**GOAL OF THE EXERCISE**
Search the data for the word "styles". Reproduce every line where it is found.

**DATA SHOWN**
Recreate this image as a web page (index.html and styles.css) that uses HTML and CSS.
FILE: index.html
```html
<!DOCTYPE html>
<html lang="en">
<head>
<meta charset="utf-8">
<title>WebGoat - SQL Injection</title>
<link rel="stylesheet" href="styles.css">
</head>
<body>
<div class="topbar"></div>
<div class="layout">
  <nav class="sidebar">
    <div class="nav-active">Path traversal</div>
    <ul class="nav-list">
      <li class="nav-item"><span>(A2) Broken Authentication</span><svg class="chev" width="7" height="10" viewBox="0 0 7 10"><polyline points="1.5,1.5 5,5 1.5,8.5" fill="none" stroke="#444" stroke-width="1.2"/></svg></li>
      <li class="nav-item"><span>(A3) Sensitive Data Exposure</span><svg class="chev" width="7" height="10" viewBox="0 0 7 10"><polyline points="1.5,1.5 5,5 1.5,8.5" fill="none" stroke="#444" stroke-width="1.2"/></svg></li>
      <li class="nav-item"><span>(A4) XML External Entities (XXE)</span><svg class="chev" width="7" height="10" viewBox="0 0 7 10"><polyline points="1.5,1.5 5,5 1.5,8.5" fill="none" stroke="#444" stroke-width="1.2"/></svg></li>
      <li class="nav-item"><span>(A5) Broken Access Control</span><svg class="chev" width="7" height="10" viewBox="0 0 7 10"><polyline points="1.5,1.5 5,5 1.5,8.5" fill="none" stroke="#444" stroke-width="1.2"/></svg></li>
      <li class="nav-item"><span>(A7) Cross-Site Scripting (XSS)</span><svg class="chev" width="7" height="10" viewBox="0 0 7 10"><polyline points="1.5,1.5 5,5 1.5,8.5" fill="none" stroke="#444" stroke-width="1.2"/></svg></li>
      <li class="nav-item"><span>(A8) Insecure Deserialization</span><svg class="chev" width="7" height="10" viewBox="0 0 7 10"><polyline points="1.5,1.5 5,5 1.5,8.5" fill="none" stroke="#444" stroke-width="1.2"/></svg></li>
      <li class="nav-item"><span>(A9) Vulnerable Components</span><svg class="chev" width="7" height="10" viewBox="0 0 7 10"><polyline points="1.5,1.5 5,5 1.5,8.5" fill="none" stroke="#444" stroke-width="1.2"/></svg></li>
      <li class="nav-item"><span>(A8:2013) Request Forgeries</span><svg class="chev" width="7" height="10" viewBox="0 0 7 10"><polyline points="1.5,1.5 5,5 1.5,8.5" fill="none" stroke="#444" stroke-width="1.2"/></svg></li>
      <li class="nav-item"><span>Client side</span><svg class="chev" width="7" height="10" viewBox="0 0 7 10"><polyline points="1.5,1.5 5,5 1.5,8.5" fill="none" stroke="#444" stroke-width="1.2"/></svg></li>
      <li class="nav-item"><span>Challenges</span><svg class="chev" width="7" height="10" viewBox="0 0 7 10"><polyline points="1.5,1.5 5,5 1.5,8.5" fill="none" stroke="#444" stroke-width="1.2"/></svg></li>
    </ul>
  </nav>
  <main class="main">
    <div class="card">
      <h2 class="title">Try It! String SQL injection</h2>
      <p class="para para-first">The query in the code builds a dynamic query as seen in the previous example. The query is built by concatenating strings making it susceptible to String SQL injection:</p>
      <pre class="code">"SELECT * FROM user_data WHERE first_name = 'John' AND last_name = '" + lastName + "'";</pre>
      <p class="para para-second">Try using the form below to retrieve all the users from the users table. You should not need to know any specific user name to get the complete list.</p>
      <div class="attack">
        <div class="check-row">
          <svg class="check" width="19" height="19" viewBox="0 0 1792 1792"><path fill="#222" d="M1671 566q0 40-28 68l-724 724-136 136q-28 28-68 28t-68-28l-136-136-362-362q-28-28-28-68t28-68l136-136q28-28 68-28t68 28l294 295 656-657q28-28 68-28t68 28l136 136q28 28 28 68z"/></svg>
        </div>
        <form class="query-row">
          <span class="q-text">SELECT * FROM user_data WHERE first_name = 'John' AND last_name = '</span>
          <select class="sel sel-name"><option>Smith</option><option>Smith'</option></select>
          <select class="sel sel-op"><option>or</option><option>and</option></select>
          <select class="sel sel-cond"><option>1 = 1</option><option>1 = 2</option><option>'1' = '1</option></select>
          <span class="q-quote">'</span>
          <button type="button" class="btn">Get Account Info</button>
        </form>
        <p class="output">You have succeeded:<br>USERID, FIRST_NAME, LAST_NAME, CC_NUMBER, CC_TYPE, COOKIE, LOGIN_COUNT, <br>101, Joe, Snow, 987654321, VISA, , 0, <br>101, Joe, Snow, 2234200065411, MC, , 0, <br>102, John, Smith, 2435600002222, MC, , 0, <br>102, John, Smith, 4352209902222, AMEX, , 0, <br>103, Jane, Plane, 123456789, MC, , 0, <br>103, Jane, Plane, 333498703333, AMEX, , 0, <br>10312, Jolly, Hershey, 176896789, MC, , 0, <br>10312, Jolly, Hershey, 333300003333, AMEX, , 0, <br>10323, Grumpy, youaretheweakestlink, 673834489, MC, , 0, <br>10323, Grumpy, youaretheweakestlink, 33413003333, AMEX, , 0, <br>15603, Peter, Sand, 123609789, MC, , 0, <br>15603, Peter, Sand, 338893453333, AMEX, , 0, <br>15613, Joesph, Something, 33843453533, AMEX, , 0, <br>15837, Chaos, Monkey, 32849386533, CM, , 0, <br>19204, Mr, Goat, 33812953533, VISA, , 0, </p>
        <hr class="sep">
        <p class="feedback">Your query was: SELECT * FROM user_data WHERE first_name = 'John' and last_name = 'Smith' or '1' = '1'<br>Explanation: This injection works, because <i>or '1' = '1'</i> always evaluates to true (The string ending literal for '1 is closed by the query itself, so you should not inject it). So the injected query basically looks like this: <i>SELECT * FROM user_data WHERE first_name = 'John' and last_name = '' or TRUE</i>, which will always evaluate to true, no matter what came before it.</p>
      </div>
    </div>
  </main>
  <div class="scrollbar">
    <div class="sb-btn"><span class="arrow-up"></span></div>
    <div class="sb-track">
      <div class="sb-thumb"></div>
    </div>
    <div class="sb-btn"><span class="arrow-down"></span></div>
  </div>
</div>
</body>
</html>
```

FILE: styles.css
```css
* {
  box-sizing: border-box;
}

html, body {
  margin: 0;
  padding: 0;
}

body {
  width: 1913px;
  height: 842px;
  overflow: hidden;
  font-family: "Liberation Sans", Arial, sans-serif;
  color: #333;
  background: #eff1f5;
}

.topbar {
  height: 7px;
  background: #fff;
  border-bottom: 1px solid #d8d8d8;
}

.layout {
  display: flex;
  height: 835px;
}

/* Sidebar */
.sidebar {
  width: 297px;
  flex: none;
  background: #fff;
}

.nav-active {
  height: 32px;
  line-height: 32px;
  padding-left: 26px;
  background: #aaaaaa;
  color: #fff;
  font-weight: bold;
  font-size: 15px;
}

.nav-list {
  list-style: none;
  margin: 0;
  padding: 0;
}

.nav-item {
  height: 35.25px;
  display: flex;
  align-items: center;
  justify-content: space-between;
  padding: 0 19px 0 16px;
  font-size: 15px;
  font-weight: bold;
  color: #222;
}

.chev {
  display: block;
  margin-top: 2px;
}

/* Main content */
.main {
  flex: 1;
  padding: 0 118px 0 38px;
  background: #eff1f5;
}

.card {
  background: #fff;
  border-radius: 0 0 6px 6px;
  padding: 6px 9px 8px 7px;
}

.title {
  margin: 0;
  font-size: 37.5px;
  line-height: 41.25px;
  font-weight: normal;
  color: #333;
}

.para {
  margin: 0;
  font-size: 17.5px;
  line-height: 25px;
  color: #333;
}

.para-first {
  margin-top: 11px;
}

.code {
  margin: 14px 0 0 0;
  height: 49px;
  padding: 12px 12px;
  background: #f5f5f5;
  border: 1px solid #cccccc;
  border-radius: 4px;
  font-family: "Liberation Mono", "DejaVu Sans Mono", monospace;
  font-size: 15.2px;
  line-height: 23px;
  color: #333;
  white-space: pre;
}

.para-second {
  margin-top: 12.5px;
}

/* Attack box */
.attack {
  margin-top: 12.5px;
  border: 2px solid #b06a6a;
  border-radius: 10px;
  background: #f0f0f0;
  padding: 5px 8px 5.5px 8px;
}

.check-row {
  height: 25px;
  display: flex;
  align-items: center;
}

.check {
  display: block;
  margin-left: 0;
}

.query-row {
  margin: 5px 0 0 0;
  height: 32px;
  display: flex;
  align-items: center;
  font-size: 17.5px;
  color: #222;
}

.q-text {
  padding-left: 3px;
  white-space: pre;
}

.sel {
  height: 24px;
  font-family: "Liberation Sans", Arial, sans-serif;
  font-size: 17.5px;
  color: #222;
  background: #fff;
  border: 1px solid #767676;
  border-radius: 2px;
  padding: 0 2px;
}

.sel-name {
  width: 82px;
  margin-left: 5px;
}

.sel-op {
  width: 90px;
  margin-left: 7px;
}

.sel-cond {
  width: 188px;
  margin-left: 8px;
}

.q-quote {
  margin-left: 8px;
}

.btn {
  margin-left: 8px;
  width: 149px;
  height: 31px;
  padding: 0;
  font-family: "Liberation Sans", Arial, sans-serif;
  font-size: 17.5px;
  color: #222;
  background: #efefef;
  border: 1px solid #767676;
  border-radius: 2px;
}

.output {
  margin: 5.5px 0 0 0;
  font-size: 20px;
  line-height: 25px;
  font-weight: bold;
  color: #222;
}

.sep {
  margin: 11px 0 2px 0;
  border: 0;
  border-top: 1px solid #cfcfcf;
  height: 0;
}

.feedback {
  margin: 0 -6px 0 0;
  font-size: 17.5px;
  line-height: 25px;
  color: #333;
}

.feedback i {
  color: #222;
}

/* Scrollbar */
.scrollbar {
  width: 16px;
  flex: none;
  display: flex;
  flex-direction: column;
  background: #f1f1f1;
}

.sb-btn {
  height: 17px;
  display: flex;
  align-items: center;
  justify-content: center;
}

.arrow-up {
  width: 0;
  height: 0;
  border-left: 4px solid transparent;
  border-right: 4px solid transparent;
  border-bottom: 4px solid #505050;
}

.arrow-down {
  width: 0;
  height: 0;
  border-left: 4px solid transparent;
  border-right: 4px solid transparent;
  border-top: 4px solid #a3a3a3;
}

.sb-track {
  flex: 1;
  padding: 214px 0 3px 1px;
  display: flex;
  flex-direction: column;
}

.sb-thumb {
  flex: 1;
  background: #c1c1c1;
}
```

**EXERCISE OUTPUT**
Recreate this image as a web page (index.html and styles.css) that uses HTML and CSS.
<link rel="stylesheet" href="styles.css">
FILE: styles.css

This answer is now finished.